*Dataset excerpt*.
━━━━━━━━━━
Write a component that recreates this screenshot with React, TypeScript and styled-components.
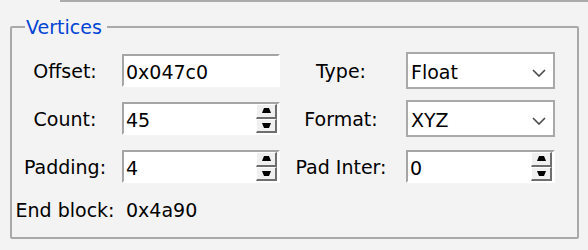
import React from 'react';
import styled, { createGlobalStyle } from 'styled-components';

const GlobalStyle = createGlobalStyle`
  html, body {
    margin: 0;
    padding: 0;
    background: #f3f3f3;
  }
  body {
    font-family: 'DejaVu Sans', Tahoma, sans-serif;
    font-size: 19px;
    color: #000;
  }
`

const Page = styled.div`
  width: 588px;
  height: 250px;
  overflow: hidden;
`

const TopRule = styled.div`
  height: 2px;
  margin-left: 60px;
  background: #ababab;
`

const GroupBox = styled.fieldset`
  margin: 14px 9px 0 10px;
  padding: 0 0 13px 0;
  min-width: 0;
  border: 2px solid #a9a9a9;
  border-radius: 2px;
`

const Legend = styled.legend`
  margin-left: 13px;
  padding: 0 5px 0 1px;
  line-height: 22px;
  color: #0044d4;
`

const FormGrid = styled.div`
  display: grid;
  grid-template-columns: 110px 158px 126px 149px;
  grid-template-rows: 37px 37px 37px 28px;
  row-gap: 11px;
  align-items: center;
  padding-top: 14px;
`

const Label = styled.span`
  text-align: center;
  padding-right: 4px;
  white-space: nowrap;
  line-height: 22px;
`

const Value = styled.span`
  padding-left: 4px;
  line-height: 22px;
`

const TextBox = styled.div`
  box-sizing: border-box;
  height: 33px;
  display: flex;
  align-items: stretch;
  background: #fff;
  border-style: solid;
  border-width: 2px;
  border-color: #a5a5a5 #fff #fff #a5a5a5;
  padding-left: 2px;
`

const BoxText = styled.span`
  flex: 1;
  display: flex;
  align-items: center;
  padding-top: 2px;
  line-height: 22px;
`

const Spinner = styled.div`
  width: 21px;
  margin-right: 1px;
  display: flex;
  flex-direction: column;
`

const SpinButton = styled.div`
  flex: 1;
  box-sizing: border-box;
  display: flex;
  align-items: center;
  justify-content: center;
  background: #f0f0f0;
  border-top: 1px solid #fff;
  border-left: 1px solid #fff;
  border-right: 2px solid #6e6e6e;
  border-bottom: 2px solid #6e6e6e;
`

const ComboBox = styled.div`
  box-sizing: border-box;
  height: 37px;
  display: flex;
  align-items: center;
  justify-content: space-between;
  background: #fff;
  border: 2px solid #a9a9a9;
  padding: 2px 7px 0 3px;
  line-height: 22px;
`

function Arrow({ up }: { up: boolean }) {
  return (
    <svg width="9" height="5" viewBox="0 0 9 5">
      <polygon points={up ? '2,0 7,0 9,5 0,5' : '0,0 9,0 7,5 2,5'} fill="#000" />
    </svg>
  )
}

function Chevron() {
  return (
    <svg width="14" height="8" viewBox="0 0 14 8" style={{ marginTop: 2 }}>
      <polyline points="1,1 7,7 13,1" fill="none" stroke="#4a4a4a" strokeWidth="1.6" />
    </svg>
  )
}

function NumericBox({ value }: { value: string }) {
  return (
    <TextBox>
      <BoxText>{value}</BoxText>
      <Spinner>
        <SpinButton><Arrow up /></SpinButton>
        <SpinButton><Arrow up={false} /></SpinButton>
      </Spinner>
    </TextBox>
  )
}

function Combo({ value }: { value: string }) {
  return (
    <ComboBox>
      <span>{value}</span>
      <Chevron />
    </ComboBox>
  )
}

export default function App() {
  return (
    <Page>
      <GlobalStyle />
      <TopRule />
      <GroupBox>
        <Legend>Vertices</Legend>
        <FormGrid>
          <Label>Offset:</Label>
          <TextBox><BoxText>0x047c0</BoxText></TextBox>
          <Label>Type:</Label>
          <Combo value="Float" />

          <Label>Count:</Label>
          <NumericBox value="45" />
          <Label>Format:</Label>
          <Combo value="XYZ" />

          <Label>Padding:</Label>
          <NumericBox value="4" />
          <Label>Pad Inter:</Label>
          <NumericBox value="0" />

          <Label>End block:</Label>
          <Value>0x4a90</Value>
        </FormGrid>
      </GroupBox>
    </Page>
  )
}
━━━━━━━━━━
*Exercise directions*. Print out the material word for word, omitting the pictures.

*Exercise answer*.
Write a component that recreates this screenshot with React, TypeScript and styled-components.
import React from 'react';
import styled, { createGlobalStyle } from 'styled-components';

const GlobalStyle = createGlobalStyle`
  html, body {
    margin: 0;
    padding: 0;
    background: #f3f3f3;
  }
  body {
    font-family: 'DejaVu Sans', Tahoma, sans-serif;
    font-size: 19px;
    color: #000;
  }
`

const Page = styled.div`
  width: 588px;
  height: 250px;
  overflow: hidden;
`

const TopRule = styled.div`
  height: 2px;
  margin-left: 60px;
  background: #ababab;
`

const GroupBox = styled.fieldset`
  margin: 14px 9px 0 10px;
  padding: 0 0 13px 0;
  min-width: 0;
  border: 2px solid #a9a9a9;
  border-radius: 2px;
`

const Legend = styled.legend`
  margin-left: 13px;
  padding: 0 5px 0 1px;
  line-height: 22px;
  color: #0044d4;
`

const FormGrid = styled.div`
  display: grid;
  grid-template-columns: 110px 158px 126px 149px;
  grid-template-rows: 37px 37px 37px 28px;
  row-gap: 11px;
  align-items: center;
  padding-top: 14px;
`

const Label = styled.span`
  text-align: center;
  padding-right: 4px;
  white-space: nowrap;
  line-height: 22px;
`

const Value = styled.span`
  padding-left: 4px;
  line-height: 22px;
`

const TextBox = styled.div`
  box-sizing: border-box;
  height: 33px;
  display: flex;
  align-items: stretch;
  background: #fff;
  border-style: solid;
  border-width: 2px;
  border-color: #a5a5a5 #fff #fff #a5a5a5;
  padding-left: 2px;
`

const BoxText = styled.span`
  flex: 1;
  display: flex;
  align-items: center;
  padding-top: 2px;
  line-height: 22px;
`

const Spinner = styled.div`
  width: 21px;
  margin-right: 1px;
  display: flex;
  flex-direction: column;
`

const SpinButton = styled.div`
  flex: 1;
  box-sizing: border-box;
  display: flex;
  align-items: center;
  justify-content: center;
  background: #f0f0f0;
  border-top: 1px solid #fff;
  border-left: 1px solid #fff;
  border-right: 2px solid #6e6e6e;
  border-bottom: 2px solid #6e6e6e;
`

const ComboBox = styled.div`
  box-sizing: border-box;
  height: 37px;
  display: flex;
  align-items: center;
  justify-content: space-between;
  background: #fff;
  border: 2px solid #a9a9a9;
  padding: 2px 7px 0 3px;
  line-height: 22px;
`

function Arrow({ up }: { up: boolean }) {
  return (
    <svg width="9" height="5" viewBox="0 0 9 5">
      <polygon points={up ? '2,0 7,0 9,5 0,5' : '0,0 9,0 7,5 2,5'} fill="#000" />
    </svg>
  )
}

function Chevron() {
  return (
    <svg width="14" height="8" viewBox="0 0 14 8" style={{ marginTop: 2 }}>
      <polyline points="1,1 7,7 13,1" fill="none" stroke="#4a4a4a" strokeWidth="1.6" />
    </svg>
  )
}

function NumericBox({ value }: { value: string }) {
  return (
    <TextBox>
      <BoxText>{value}</BoxText>
      <Spinner>
        <SpinButton><Arrow up /></SpinButton>
        <SpinButton><Arrow up={false} /></SpinButton>
      </Spinner>
    </TextBox>
  )
}

function Combo({ value }: { value: string }) {
  return (
    <ComboBox>
      <span>{value}</span>
      <Chevron />
    </ComboBox>
  )
}

export default function App() {
  return (
    <Page>
      <GlobalStyle />
      <TopRule />
      <GroupBox>
        <Legend>Vertices</Legend>
        <FormGrid>
          <Label>Offset:</Label>
          <TextBox><BoxText>0x047c0</BoxText></TextBox>
          <Label>Type:</Label>
          <Combo value="Float" />

          <Label>Count:</Label>
          <NumericBox value="45" />
          <Label>Format:</Label>
          <Combo value="XYZ" />

          <Label>Padding:</Label>
          <NumericBox value="4" />
          <Label>Pad Inter:</Label>
          <NumericBox value="0" />

          <Label>End block:</Label>
          <Value>0x4a90</Value>
        </FormGrid>
      </GroupBox>
    </Page>
  )
}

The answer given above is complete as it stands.